Black History Month is drawing to an end, but it is always the time to educate ourselves about Black history. Here are a few books, movies and podcasts that the STAR team has found helpful to learn more about Black British history – including a couple of top picks from organisations in the refugee and migrant sector.
If you want to sit down and read:
If fiction is what you like, Natasha Brown’s debut novel, ‘Assembly’, investigates the realisations of a young Black British woman about the life she has built for herself, questioning all she has known before.
‘Black British Lives Matter: A Clarion Call for Equality’ by Lenny Henry and Marcus Ryder focuses on the unique experiences and perspectives of Black British and highlights the crucial importance of eradicating systemic racism.
If you prefer poetry, Roger Robinson alongside photographer Johnny Pitts, have documented the contemporary Black experience throughout Britain in ‘Home is Not a Place’, a collection of poems, essays and photographs.
‘Black in White’ by Charlotte Shyllon explores through poetry the racism and unconscious bias faced by a Black woman in the corporate world.
If you feel like listening to a podcast:
‘In Search of Black History’ with Bonnie Greener shines a light on Black history and the stories that have failed to be told by northern European historians. And if you want more on history, ‘We Need to Talk About the British Empire’ offers an enlightening perspective on the British Empire, through the family stories of leading figures in British culture today, who made the Empire what it was.
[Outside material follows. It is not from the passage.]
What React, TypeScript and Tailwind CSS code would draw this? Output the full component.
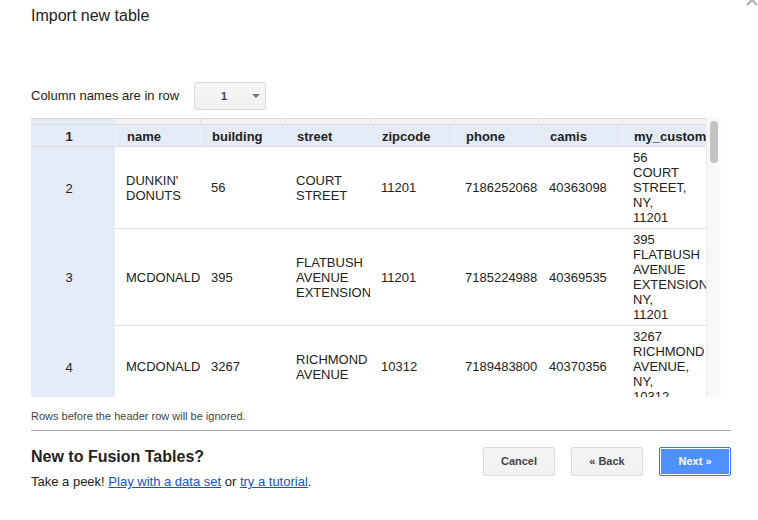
const rows = [
  {
    n: "2",
    cells: ["DUNKIN' DONUTS", "56", "COURT STREET", "11201", "7186252068", "40363098", "56 COURT STREET, NY, 11201"],
  },
  {
    n: "3",
    cells: ["MCDONALD'S", "395", "FLATBUSH AVENUE EXTENSION", "11201", "7185224988", "40369535", "395 FLATBUSH AVENUE EXTENSION, NY, 11201"],
  },
  {
    n: "4",
    cells: ["MCDONALD'S", "3267", "RICHMOND AVENUE", "10312", "7189483800", "40370356", "3267 RICHMOND AVENUE, NY, 10312"],
  },
];

const headers = ["name", "building", "street", "zipcode", "phone", "camis", "my_custom_address"];
const widths = ["w-[85px]", "w-[85px]", "w-[85px]", "w-[84px]", "w-[84px]", "w-[84px]", "w-[84px]"];

function Button({ label, primary }: { label: string; primary?: boolean }) {
  return primary ? (
    <button className="w-[72px] h-[29px] rounded-[2px] border border-[#3079ed] bg-[#4d90fe] shadow-[inset_0_0_0_1px_#fff] text-[11px] font-bold text-white">
      {label}
    </button>
  ) : (
    <button className="w-[72px] h-[29px] rounded-[2px] border border-[#dcdcdc] bg-gradient-to-b from-[#f5f5f5] to-[#f1f1f1] text-[11px] font-bold text-[#444]">
      {label}
    </button>
  );
}

export default function App() {
  return (
    <div className="relative w-[758px] h-[520px] overflow-hidden bg-white pl-[31px] pr-[27px] font-['Liberation_Sans',Arial,sans-serif] text-[#222]">
      {/* close button, mostly cut off */}
      <svg className="absolute left-[745px] top-[-7px]" width="14" height="14" viewBox="0 0 14 14">
        <path d="M2 2 L12 12 M12 2 L2 12" stroke="#aaa" strokeWidth="2" />
      </svg>

      <h1 className="pt-[6px] text-[16px] leading-[20px] font-normal">Import new table</h1>

      <div className="mt-[56px] flex items-center h-[28px]">
        <span className="w-[163px] text-[13px]">Column names are in row</span>
        <div className="flex items-center w-[72px] h-[28px] rounded-[2px] border border-[#dcdcdc] bg-gradient-to-b from-[#f5f5f5] to-[#f1f1f1]">
          <span className="ml-[26px] text-[11px] font-bold text-[#444]">1</span>
          <svg className="ml-[25px]" width="8" height="4" viewBox="0 0 8 4">
            <path d="M0 0 H8 L4 4 Z" fill="#777" />
          </svg>
        </div>
      </div>

      {/* preview grid */}
      <div className="mt-[8px] flex h-[279px] w-[690px]">
        <div className="w-[675px] overflow-hidden border-t border-[#d9d9d9] text-[13px] leading-[15px]">
          <div className="flex h-[6px] border-b border-[#dcdcdc]">
            <div className="w-[84px] shrink-0 bg-[#e4ebf6]" />
            {widths.map((w, i) => (
              <div key={i} className={`${w} shrink-0 bg-[#f3f3f3] border-l border-[#e3e3e3]`} />
            ))}
          </div>
          <div className="flex bg-[#e4ebf6] border-b border-[#dcdcdc] font-bold">
            <div className="w-[84px] shrink-0 pt-[4px] pb-[2px] pr-[8px] text-center">1</div>
            {headers.map((h, i) => (
              <div key={h} className={`${widths[i]} shrink-0 overflow-hidden whitespace-nowrap pt-[4px] pb-[2px] pl-[11px] border-l border-[#edf1f9]`}>
                {h}
              </div>
            ))}
          </div>
          {rows.map((r) => (
            <div key={r.n} className="flex">
              <div className="w-[84px] shrink-0 flex items-center justify-center pr-[8px] bg-[#e4ebf6]">{r.n}</div>
              {r.cells.map((c, i) => (
                <div key={i} className={`${widths[i]} shrink-0 overflow-hidden flex items-center py-[3px] pl-[11px] border-b border-[#dedede]`}>
                  <div className="w-[58px] shrink-0">{c}</div>
                </div>
              ))}
            </div>
          ))}
        </div>
        <div className="w-[15px] border-l border-[#ececec] bg-gradient-to-r from-[#f6f6f6] to-[#fbfbfb]">
          <div className="mt-[3px] ml-[3px] w-[8px] h-[42px] rounded-full bg-[#c3c3c3]" />
        </div>
      </div>

      <p className="mt-[13px] text-[11px] leading-[13px] text-[#444]">Rows before the header row will be ignored.</p>
      <div className="mt-[7px] border-t border-[#aaa]" />

      <div className="flex justify-between">
        <div className="mt-[16px]">
          <h2 className="text-[16px] leading-[19px] font-bold">New to Fusion Tables?</h2>
          <p className="mt-[8px] text-[13px] leading-[15px]">
            Take a peek!{" "}
            <a href="#" className="text-[#15c] underline">Play with a data set</a> or{" "}
            <a href="#" className="text-[#15c] underline">try a tutorial</a>.
          </p>
        </div>
        <div className="mt-[16px] flex gap-[16px] items-start">
          <Button label="Cancel" />
          <Button label="« Back" />
          <Button label="Next »" primary />
        </div>
      </div>
    </div>
  );
}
For a podcast on race in the working world, ‘The Diversity Gap’, with Bethaney Wilkinson offers a thought-provoking insight into racism, diversity and inclusion in the workplace. And for diversity and inclusion in academia, you can listen to UCL’s podcast ‘Academia et al.’ first episode.
For a podcast mixing storytelling, music and fiction, ‘Have You Heard About George’s Podcast?’ presents inner-city life from a unique angle.
‘About Race’ with Reni Eddo-Lodge, includes key voices from the last few decades of anti-racism activism and takes a takes a look at recent history that has led to many of today’s political issues around race.
Finally,’ Intersectionality Matters’ unpacks political and racial topics through conversations with activists, journalists, politicians, and historians, with a focus on the United-States. It is hosted by Kimberlé Crenshaw, a leading scholar of critical race theory.
If you are looking for a film or documentary to watch:
‘Black Power: A British Story of Resistance’ covers UK Black Power movement of the 1960s and 70s, detailing how music like reggae and soul helped shape ideas into action. For other glimpses of the past and the black British experience, ‘Burning an Illusion’ (1981), ‘Playing Away’ (1986) and ‘Babymother’ (1998) are great movies to watch. And for a discussion around the absence from the British curriculum of ??Black, Asian, and minority ethnic histories, try Troy Deeney’s ‘Where’s My History?’ on All4. Lastly, ‘Out of Darkness’ examines the African cultural contribution to the world through an historical lense.
For personal experiences and testimonies, ITV has launched a new five-part series ‘Fresh Cuts’ produced by Black filmmakers covering topics such as the Queen’s Jubilee, life as a Black tattoo artist, plastic surgery, the importance of rap music, and basketball.
On BBC, ‘Lenny Henry’s British Caribbean’ celebrates how Caribbean and British culture combined to create a canvas of music, theatre, and art.